21. The method of claim 20, wherein step (b) is performed at one or more subsequent time points until the subject is diagnosed with late stage fibrosis.

22. The method of any one of claims 16-20, wherein the initial and each subsequent time point is about three months, six months, or a year apart.

23. A method of monitoring a subject having CLD being treated to prevent the

progression of fibrosis or HCC, the method comprising:

(a) performing the method of any one of claims 16-19; and if the concentration of CECs in the blood sample of the subject is lower than the reference value, then performing the method of any one of claims 16-19 at one or more subsequent time point; and

(b) performing the method of claim 6 or 7 at an initial time point, and if the expression levels of the HCC score is below the reference score, then performing the method of claim 6 or 7 at one or more subsequent time points.

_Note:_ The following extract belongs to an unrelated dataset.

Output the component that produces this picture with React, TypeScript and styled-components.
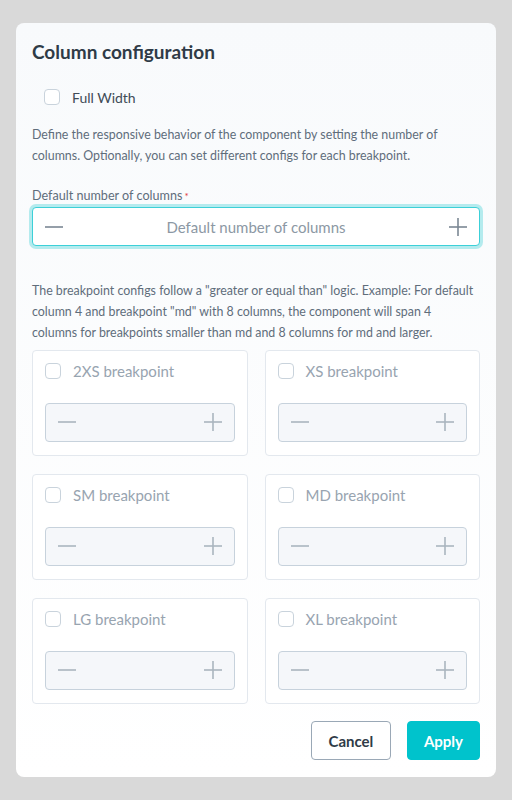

24. The method of claim 23, wherein step (a) is performed at one or more subsequent time points until the subject is diagnosed with late stage fibrosis, and/or wherein step

(b) is performed at one or more subsequent time points until the presence of HCC is determined.

25. The method of claim 24, wherein the first initial and each subsequent time point for performing step (a) or step (b) of claim 23 is about three months, six months, or a year apart, and the second initial and each subsequent time point is about three months, six months, or a year apart.

26. The method of any one of claims 1-25, wherein the CECs in the blood are purified or enriched using a microfluidic device.

27. The method of claim 26, wherein the microfluidic device is an iChip device.